> [Brief]
Return only the number of lines holding the word "index".

[Entries with page source code]

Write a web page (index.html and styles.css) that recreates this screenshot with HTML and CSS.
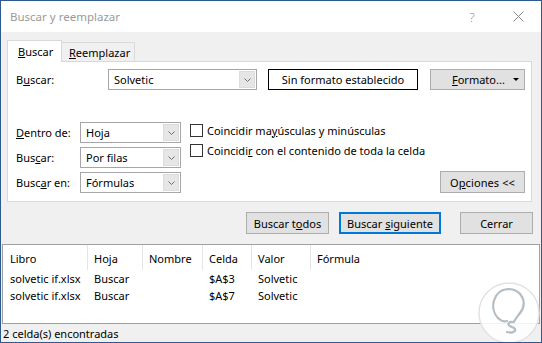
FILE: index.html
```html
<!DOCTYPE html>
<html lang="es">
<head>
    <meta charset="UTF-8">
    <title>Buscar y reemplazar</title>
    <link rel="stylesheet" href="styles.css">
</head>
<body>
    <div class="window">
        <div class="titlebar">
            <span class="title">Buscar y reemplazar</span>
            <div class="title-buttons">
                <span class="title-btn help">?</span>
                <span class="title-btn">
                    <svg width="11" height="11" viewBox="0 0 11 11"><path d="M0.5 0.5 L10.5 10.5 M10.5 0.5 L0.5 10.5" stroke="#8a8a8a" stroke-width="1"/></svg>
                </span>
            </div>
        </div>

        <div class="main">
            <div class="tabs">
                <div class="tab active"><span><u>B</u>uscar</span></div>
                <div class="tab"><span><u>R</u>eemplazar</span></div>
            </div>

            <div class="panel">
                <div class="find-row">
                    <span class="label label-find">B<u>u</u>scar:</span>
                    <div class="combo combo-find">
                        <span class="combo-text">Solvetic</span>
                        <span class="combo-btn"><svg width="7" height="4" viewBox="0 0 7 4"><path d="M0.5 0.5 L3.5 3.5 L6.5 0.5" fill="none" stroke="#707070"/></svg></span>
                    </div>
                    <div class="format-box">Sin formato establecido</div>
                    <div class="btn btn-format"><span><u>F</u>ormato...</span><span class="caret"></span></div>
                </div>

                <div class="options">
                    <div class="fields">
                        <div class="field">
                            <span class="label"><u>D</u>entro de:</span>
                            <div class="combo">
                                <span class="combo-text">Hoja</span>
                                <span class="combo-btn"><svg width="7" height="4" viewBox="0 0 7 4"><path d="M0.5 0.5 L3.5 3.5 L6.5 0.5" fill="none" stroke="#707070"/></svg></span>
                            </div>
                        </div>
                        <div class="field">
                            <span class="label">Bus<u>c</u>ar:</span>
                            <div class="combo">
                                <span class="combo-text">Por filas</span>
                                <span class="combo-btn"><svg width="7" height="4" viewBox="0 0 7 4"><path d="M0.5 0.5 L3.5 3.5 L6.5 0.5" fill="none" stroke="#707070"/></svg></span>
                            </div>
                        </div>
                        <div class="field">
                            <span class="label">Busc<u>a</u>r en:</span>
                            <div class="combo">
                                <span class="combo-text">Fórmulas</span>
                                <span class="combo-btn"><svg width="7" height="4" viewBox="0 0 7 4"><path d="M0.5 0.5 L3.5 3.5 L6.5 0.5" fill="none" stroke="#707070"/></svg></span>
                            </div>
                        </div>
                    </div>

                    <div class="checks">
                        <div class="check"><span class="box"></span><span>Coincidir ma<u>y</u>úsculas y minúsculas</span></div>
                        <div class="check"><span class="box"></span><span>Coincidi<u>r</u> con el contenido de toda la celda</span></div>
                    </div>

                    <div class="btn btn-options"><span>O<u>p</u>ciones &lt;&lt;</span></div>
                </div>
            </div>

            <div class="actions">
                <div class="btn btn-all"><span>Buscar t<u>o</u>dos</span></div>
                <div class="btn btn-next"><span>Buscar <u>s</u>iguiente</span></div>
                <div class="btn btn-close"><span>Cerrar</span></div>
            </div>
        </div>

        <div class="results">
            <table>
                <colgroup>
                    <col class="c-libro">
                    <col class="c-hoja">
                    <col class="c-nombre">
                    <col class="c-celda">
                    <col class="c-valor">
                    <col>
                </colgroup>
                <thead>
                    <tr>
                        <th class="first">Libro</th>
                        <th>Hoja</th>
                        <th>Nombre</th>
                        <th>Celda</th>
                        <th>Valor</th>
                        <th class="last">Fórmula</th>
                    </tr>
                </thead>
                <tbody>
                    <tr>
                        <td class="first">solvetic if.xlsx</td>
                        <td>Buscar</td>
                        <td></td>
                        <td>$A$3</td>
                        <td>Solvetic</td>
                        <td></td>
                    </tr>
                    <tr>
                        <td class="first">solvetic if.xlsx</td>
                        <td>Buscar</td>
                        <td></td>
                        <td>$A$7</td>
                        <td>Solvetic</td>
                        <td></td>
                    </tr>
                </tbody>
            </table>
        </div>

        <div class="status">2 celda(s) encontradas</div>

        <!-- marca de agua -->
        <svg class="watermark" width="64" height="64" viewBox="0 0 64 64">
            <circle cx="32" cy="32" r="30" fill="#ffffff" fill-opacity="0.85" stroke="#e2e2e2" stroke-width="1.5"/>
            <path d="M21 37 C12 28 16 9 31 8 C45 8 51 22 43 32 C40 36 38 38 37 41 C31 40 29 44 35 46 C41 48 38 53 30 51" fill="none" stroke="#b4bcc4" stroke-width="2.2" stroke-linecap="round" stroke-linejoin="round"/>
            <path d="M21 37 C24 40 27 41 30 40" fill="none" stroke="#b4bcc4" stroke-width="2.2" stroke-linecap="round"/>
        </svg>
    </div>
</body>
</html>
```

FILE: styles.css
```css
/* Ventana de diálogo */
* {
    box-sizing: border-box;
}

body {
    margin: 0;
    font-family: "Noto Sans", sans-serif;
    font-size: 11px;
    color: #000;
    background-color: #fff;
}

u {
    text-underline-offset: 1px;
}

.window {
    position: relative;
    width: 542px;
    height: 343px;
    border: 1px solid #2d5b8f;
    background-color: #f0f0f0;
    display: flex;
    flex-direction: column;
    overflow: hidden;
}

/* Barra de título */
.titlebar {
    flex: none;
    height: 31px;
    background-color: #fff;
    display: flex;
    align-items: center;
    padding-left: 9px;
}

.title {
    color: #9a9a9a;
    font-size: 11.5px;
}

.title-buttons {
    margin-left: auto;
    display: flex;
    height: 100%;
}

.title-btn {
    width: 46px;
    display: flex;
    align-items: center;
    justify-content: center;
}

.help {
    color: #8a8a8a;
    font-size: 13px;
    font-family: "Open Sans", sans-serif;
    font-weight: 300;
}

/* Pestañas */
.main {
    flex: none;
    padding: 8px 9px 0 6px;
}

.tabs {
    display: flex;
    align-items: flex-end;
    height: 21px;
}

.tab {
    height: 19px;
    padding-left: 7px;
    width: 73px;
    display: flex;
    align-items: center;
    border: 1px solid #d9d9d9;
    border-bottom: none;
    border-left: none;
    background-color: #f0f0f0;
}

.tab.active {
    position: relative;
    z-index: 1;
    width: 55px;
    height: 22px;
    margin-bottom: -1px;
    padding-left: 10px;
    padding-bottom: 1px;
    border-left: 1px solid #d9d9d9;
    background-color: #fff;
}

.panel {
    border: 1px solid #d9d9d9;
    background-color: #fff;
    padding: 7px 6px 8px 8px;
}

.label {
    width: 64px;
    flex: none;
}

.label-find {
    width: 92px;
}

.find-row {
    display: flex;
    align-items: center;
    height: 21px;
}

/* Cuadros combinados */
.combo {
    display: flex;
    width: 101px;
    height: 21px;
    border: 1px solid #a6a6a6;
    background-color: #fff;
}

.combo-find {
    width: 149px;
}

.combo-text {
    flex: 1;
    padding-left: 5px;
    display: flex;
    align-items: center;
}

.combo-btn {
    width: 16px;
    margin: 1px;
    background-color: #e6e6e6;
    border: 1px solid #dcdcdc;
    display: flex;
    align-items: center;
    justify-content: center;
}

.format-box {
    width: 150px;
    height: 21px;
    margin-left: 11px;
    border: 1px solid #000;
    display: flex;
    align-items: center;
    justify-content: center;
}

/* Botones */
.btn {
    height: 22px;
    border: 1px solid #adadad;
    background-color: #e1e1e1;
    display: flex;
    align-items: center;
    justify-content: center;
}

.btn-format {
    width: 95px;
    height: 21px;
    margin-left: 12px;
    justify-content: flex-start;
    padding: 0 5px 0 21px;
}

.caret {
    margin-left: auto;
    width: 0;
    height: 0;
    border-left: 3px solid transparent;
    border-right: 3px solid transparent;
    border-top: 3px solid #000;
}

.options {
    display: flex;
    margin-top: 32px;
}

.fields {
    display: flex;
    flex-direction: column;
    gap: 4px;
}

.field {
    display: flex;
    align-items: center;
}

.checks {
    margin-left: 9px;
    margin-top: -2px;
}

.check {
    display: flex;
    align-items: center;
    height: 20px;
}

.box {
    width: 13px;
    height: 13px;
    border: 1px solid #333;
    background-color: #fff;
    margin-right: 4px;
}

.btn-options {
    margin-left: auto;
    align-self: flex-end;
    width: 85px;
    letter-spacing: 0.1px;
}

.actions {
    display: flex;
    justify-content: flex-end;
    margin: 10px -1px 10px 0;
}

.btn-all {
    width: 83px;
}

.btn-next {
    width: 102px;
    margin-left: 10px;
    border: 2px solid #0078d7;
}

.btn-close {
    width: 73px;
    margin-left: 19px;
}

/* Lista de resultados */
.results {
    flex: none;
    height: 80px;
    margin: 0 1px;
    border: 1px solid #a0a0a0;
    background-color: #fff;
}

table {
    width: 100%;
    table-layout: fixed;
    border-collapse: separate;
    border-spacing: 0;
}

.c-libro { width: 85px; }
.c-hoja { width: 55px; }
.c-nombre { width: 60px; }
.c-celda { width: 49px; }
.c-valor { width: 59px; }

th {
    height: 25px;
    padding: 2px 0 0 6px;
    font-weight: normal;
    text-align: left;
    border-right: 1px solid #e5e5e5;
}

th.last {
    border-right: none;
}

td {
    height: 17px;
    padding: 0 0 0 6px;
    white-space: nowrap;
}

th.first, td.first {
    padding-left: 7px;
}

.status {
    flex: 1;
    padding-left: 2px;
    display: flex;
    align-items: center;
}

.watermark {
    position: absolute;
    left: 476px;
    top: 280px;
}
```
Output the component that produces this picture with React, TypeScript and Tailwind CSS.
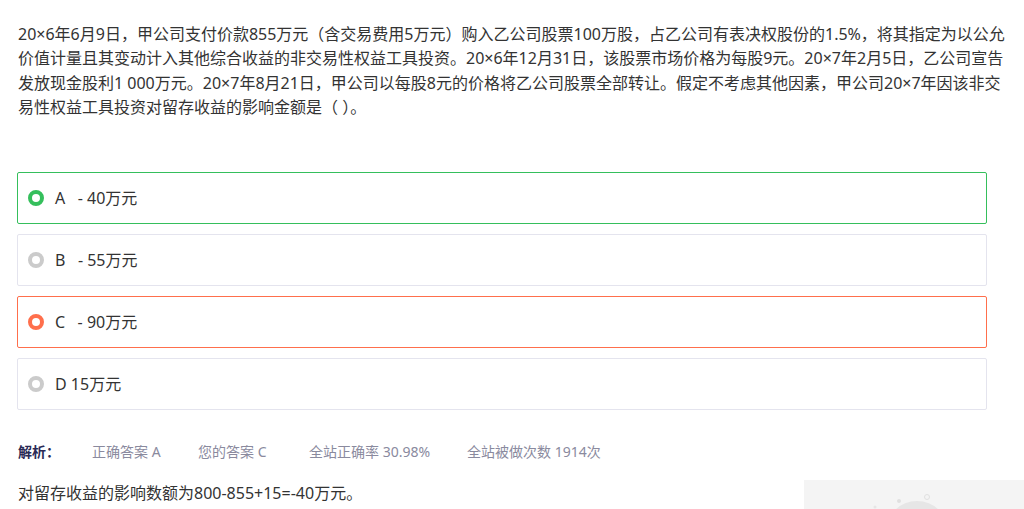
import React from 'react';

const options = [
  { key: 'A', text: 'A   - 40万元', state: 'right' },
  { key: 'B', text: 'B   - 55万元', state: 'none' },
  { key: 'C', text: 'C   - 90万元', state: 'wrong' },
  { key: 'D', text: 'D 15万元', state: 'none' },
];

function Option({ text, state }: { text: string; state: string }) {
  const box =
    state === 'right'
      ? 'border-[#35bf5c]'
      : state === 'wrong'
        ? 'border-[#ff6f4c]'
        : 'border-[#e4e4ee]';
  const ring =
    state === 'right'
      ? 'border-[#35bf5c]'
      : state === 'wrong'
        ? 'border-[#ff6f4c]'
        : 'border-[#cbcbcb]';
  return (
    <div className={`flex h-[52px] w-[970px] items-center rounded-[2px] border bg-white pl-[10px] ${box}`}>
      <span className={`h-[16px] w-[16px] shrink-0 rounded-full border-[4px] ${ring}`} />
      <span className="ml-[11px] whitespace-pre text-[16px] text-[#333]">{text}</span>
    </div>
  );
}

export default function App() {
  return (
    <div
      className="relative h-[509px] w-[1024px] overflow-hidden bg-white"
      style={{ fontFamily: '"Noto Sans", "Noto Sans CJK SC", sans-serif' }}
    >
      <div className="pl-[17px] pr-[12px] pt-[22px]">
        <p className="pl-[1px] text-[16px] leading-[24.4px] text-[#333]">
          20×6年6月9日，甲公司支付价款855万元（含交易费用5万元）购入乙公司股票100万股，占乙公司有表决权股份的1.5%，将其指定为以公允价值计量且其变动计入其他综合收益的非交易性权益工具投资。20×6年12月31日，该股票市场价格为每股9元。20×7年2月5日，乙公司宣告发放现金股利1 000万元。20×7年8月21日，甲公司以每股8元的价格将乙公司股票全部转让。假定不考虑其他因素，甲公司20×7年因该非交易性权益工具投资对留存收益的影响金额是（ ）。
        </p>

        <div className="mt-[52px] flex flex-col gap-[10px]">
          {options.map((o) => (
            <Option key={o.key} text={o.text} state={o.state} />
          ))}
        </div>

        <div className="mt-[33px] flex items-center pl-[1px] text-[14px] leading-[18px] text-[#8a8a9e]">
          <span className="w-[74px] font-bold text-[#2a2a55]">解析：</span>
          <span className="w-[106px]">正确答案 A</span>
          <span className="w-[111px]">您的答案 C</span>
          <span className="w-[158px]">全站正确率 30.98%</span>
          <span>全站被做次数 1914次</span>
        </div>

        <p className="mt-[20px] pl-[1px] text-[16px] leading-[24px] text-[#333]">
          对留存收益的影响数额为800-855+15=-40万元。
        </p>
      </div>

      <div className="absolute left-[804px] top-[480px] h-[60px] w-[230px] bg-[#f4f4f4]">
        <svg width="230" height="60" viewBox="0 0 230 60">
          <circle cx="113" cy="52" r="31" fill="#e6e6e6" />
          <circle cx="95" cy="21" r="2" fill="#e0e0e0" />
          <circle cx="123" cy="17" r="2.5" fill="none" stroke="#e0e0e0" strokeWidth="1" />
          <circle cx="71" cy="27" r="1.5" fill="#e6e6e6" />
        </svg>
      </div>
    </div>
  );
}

> [Exercise solution]
3